“What we did in 2018 was targeting products that don’t hurt us, but hurt them,” said Demarty, who also worked as economic adviser to Jean-Claude Juncker, the Commission president at the time.
“Politically symbolic products: Harley-Davidson, bourbon whiskey, corn. I was the one who personally added these products back then. My troops were totally tetanized at the idea of adding such sensitive products,” he added.
Another possible leverage is the EU’s regulatory arsenal, especially the bloc’s grip on Big Tech. It’s an area where Washington has skin in the game, with Elon Musk’s X or Mark Zuckerberg’s Meta in the EU’s crosshairs over the tech giants’ content regulation and sharing of data with authorities.
As the world’s largest exporter of services, the U.S. could be a prime target for EU retaliation.
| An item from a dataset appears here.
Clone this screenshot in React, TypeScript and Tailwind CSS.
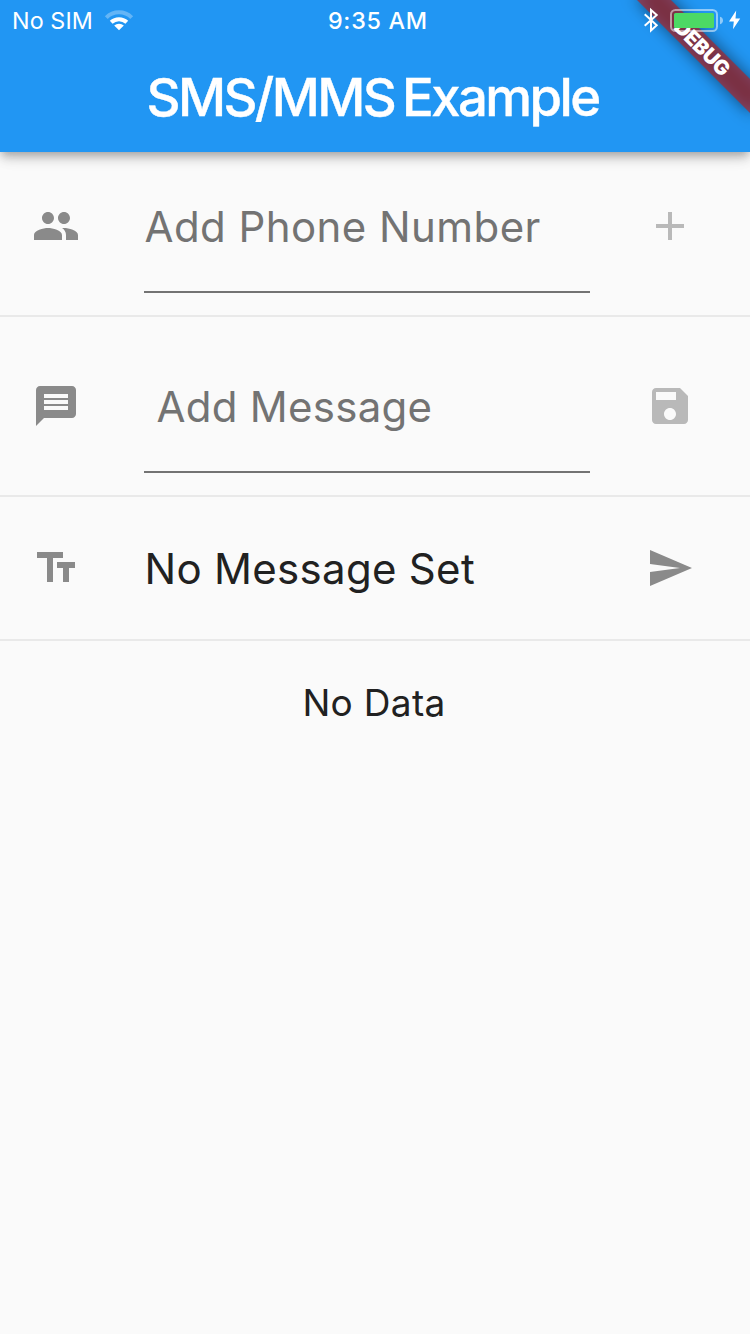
import type { ReactNode } from "react";

function Icon({ d, className }: { d: string; className: string }) {
  return (
    <svg viewBox="0 0 24 24" className={`size-12 shrink-0 ${className}`} fill="currentColor">
      <path d={d} />
    </svg>
  );
}

const paths = {
  people:
    "M16 11c1.66 0 2.99-1.34 2.99-3S17.66 5 16 5c-1.66 0-3 1.34-3 3s1.34 3 3 3zm-8 0c1.66 0 2.99-1.34 2.99-3S9.66 5 8 5C6.34 5 5 6.34 5 8s1.34 3 3 3zm0 2c-2.33 0-7 1.17-7 3.5V19h14v-2.5c0-2.33-4.67-3.5-7-3.5zm8 0c-.29 0-.62.02-.97.05 1.16.84 1.97 1.97 1.97 3.45V19h6v-2.5c0-2.33-4.67-3.5-7-3.5z",
  message:
    "M20 2H4c-1.1 0-1.99.9-1.99 2L2 22l4-4h14c1.1 0 2-.9 2-2V4c0-1.1-.9-2-2-2zm-2 12H6v-2h12v2zm0-3H6V9h12v2zm0-3H6V6h12v2z",
  textFields: "M2.5 4v3h5v12h3V7h5V4h-13zm19 5h-9v3h3v7h3v-7h3V9z",
  add: "M19 13h-6v6h-2v-6H5v-2h6V5h2v6h6v2z",
  save: "M17 3H5c-1.11 0-2 .9-2 2v14c0 1.1.89 2 2 2h14c1.1 0 2-.9 2-2V7l-4-4zm-5 16c-1.66 0-3-1.34-3-3s1.34-3 3-3 3 1.34 3 3-1.34 3-3 3zm3-10H5V5h10v4z",
  send: "M2.01 21L23 12 2.01 3 2 10l15 2-15 2z",
};

function StatusBar() {
  return (
    <div className="relative z-20 flex h-10 items-center text-[23.3px] leading-10">
      <div className="flex w-[328px] items-center gap-[11px] pl-3">
        <span className="pt-0.5 tracking-[0.1px]">No SIM</span>
        <svg viewBox="0 0 30 22" className="h-[22px] w-[30px]" fill="none" stroke="white" strokeWidth="4">
          <path d="M2.3 8.6a18 18 0 0 1 25.4 0" opacity="0.3" />
          <path d="M7.2 13.3a11.2 11.2 0 0 1 15.6 0" />
          <path d="M10.2 16.6a7 7 0 0 1 9.6 0L15 21.3z" fill="white" stroke="none" />
        </svg>
      </div>
      <span className="pt-0.5 font-medium tracking-[0.7px]">9:35 AM</span>
      <div className="flex flex-1 justify-end">
        <svg viewBox="640 0 110 40" className="h-10 w-[110px]">
          <path
            d="M644.7 14.3 656.7 25.3l-5.7 5.2V10l5.700 5-12 10.800"
            fill="none"
            stroke="white"
            strokeWidth="2"
          />
          <rect x="671" y="10" width="46" height="21" rx="4.5" fill="none" stroke="white" strokeWidth="2" opacity="0.5" />
          <rect x="674" y="13" width="40" height="15" rx="1.5" fill="#4cd964" />
          <path d="M720 16.8c2 .4 3 1.9 3 3.7s-1 3.3-3 3.7z" fill="white" opacity="0.5" />
          <path d="M736.2 10.5 729 21.5h4.8l-.8 7.8 7.2-10.9h-4.7z" fill="white" />
        </svg>
      </div>
    </div>
  );
}

function DebugBanner() {
  return (
    <div className="absolute top-0 right-0 z-10 size-[152px] overflow-hidden">
      <div className="absolute top-9 left-6 h-6 w-40 rotate-45">
        <div className="absolute inset-0 bg-black/50 blur-[8px]" />
        <div className="relative flex h-6 items-center justify-center bg-[#b71c1c]/63 text-[20.4px] leading-6 font-black tracking-[-0.4px]">
          DEBUG
        </div>
      </div>
    </div>
  );
}

function Row({ icon, action, height, children }: { icon: ReactNode; action: ReactNode; height: string; children: ReactNode }) {
  return (
    <li className={`flex border-b-2 border-[#e9e9e9] pr-14 pl-8 ${height}`}>
      {icon}
      <div className="mr-14 ml-16 flex-1 text-[42px] leading-12">{children}</div>
      {action}
    </li>
  );
}

export default function App() {
  return (
    <div className="min-h-screen overflow-hidden bg-[#fafafa] font-['Inter','Liberation_Sans',sans-serif] text-[#212121]">
      <header className="relative z-10 h-[152px] bg-[#2196f3] text-white shadow-[0_4px_8px_-2px_#00000033,0_8px_10px_-1px_#00000024,0_2px_20px_-2px_#0000001f]">
        <StatusBar />
        <DebugBanner />
        <h1 className="pt-[26px] pl-[146.5px] text-[52.7px] leading-[62px] font-medium tracking-[-2.6px] whitespace-nowrap [word-spacing:-3.5px] [-webkit-text-stroke:0.4px_white]">
          SMS/MMS Example
        </h1>
      </header>
      <ul>
        <Row
          height="h-[165px] pt-[50px]"
          icon={<Icon d={paths.people} className="text-[#8a8a8a]" />}
          action={<Icon d={paths.add} className="text-[#b9b9b9]" />}
        >
          <p className="h-[91px] border-b-2 border-[#737373] pt-px pl-[0.5px] tracking-[0.43px] text-[#737373]">
            Add Phone Number
          </p>
        </Row>
        <Row
          height="h-[180px] pt-[65px]"
          icon={<Icon d={paths.message} className="text-[#8a8a8a]" />}
          action={<Icon d={paths.save} className="text-[#b9b9b9]" />}
        >
          <p className="h-[91px] border-b-2 border-[#737373] pt-px pl-[12.5px] tracking-[0.27px] text-[#737373]">
            Add Message
          </p>
        </Row>
        <Row
          height="h-[144px] pt-[47px]"
          icon={<Icon d={paths.textFields} className="text-[#8a8a8a]" />}
          action={<Icon d={paths.send} className="text-[#8a8a8a]" />}
        >
          <p className="pt-px pl-[0.5px] tracking-[0.3px]">No Message Set</p>
        </Row>
      </ul>
      <p className="pt-10 pr-0.5 text-center text-[37px] leading-[44px] tracking-[0.3px]">No Data</p>
    </div>
  );
}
Here, Brussels could add restrictions on American consulting and financial firms, revoking intellectual property rights, further restricting data flows, or increasing digital taxes on U.S.-based platforms.
The long game
It was with a Trump 2.0 scenario in mind that the European Commission devised a way to hit back if one of its member states were subjected to economic blackmail, its Anti-Coercion Instrument.
“We now see in this Trump administration that coercion may become a standard form of behavior in U.S. trade policy,” said Ignacio García Bercero, who was the Commission’s point person on U.S. trade during Trump’s first term from 2017 to 2021.